The rate of both HA and HA-Gly-OH release is hypothesized to be related to entrapped native and semi-synthetic polysaccharides within the polymer network of the crosslinked electrospun scaffold, providing resistance to the diffusion out of the swollen matrix. It is worth noting that during the photochemical crosslinking of the electrospun scaffolds, a reaction between PVP and both HA and HA-Gly-OH may occur, potentially reducing their cumulative release. This phenomenon has been observed during the UV irradiation of chitosan/PVP blends, where polysaccharide hydroxyl radicals can react with PVP to form a crosslinked structure [73].

After the cumulative release, the presence of hyaluronic acid within PVP-HA 1% fibers has been qualitatively evaluated by the phenol colorimetric assay.
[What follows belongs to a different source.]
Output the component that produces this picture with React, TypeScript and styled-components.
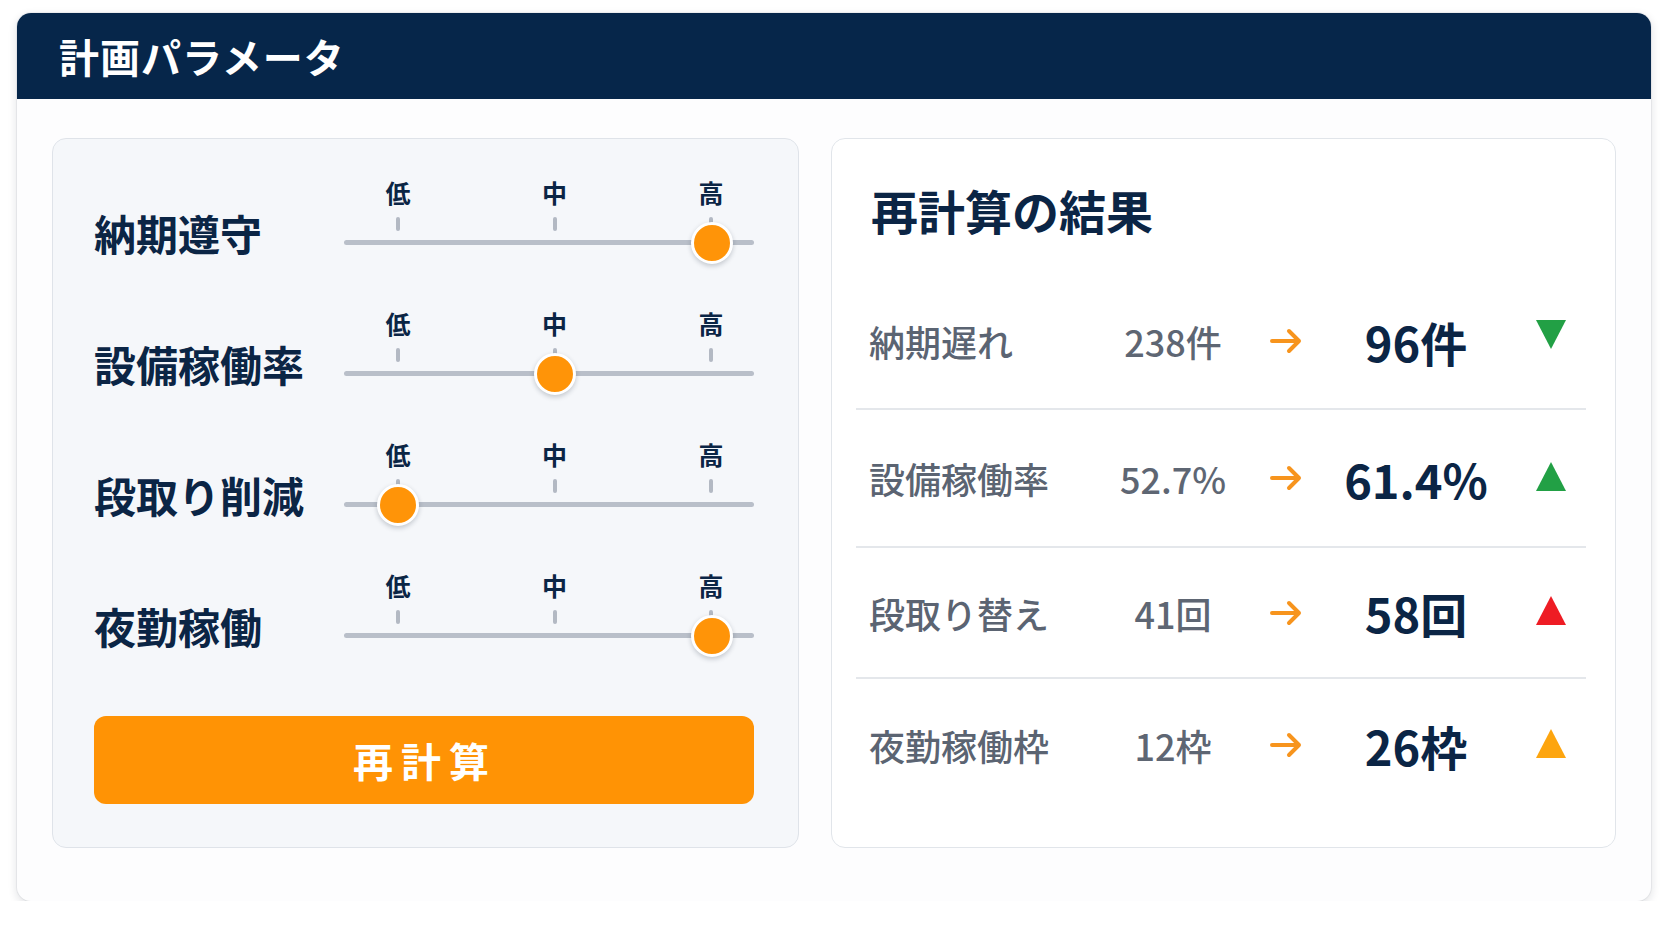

The scaffolds have been suspended in water, then treated with a 5% aqueous phenolic solution and concentrated sulfuric acid. Finally, the absorbance was measured at 490 nm. As it can be seen in Figure S12, the sample containing HA is characterized by a yellow-brown solution, different from the PVP sample and the blank. This color is attributed to HA that is still present within the fibers and that could be available after a degradation. Moreover, a further evaluation of HA presence within the fibers, the cumulative release, was conducted on an uncrosslinked PVP-HA 1% electrospun scaffold. In this case, the maximum degree of release was obtained after 1 h, where a percentage of 85 ± 2% was observed. (Figure S13). It is worth noting that this analysis has been performed in pH 5.5 acetate buffer, providing a relevant proof-of-concept for the intended application. However, the medium does not fully replicate the complex ionic composition of a physiological environment. Therefore, future release studies in phosphate buffer solution are needed to confirm the release profile.

4. Conclusions

This study reports the successful fabrication and characterization of an electrospun bilayer wound dressing system, consisting of an external PDLLA layer and an internal PVP-based layer incorporating either native HA or semi-synthetic HA-Gly-OH at concentrations of 1% and 3% w/w. While bilayer scaffolds electrospun on different days delaminated, they maintained their integrity when electrospun on the same day. The cross section imaged by SEM reveals intimate interfaces between PDLLA and PVP layers with achieved thickness, suggesting the absence of layer mixing. Sol-gel testing on photochemically crosslinked scaffolds proved the stability in aqueous solution of the scaffolds, which is functional to the obtention of the slow release of hyaluronic acid tested at the maximum level of 20%. Mechanical testing revealed distinct behaviors between the two layers, with both native HA and HA-Gly-OH significantly modulating scaffold stiffness in a concentration-dependent manner. Biocompatibility assays demonstrated that while each layer was individually compatible with fibroblasts, higher concentrations of HA and HA-Gly-OH induced a dose-dependent cytotoxic response. Based on these findings, formulations containing 1% w/w of polysaccharide additives were selected for bilayer scaffold development. Notably, the PDLLA/PVP-HA-Gly-OH 1% bilayer demonstrated increased cell viability, highlighting the beneficial role of glycine in improving scaffold physicochemical properties and supporting cellular responses. Overall, the results highlight the potential of this bilayer electrospun system for application as a medical device. Future in vitro and in vivo studies are required to further validate its therapeutic efficacy, biocompatibility, and long-term stability under physiological conditions.